Boomkat Product Review:
Flora Yin Wong returns with a stunning, highly evocative second album for Modern Love, manifesting her instrumental storytelling in a syncretic bind of supernatural themes. Where her debut album ‘Holy Palm’ catalogued exotic personal and spiritual travels captured over a 6 year period, ‘Cold Reading’ details the aftermath; the erosion of fantasy, a breakdown of belief systems, and an overwhelming sense of rootlessness. A surreal, tripped-out listen, it comes highly recommended if you're into Valerio Tricoli, Enya, Bryn Jones, soundtracks to Last Year at Marienbad and Inland Empire - all hyperrealist, concrète sound design and fritzed dream sequences.
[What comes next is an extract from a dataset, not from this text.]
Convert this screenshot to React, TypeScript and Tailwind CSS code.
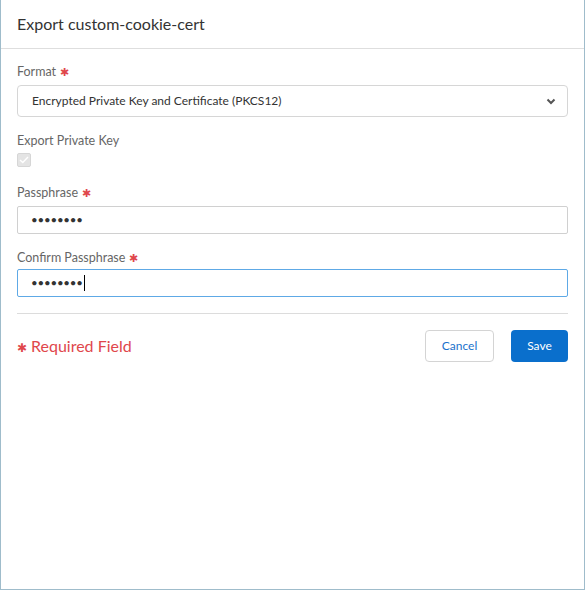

Heavy with a sense of nightmarish dissociation and grief following an uncanny, dispiriting trip to East and Southeast Asia, Flora Yin Wong read about Giuseppe Tartini’s ‘Violin Sonata in G Minor’, aka the Devil’s Trill Sonata, a notoriously tricky c.18th composition which attempted to transcribe music heard in a dream. It’s this soporific motif that binds and underpins ’Cold Reading’, in which Flora chases the dragon of fleeting fantasy through sequences of etched melancholy, pinched with hypnagogic jerks that linger in the memory.
Through 10 parts, Flora crystallises a feeling of ennui that followed those travels, where she was taken to a Bazi reader (a form of Chinese astrology or metaphysics based on time and date of birth), whose augur left her feeling perplexed and alienated. She made a long overdue, ultimately unfulfilling, return with her father to his adoptive family in his hometown Kuala Lumpur, spent nights alone snowed in at a haunted house in Kyoto, and lodged with monks in a South Korean Temple. Images of these episodes flash through the album like a slow strobe, ghosted memories recalled with ever-decreasing fidelity.
From her use of the ‘Devil’s Trill’ Sonata in ‘All My Dreams are Nightmares’ through evocations of subtropical humidity in the Bryn Jones-esque, resonant hand-played percussion of ‘Konna’ and ‘Banjar’, to a breathtaking dreampop denouement ‘Nectar Dripping’ and the Enya-like lush of ‘Beautiful Crisis’, Flora blooms her ideas with an open-ended ambiguity so often missing from so called Ambient music, ushering the listener into a soundworld that disturbs and displaces, just as much as it calms.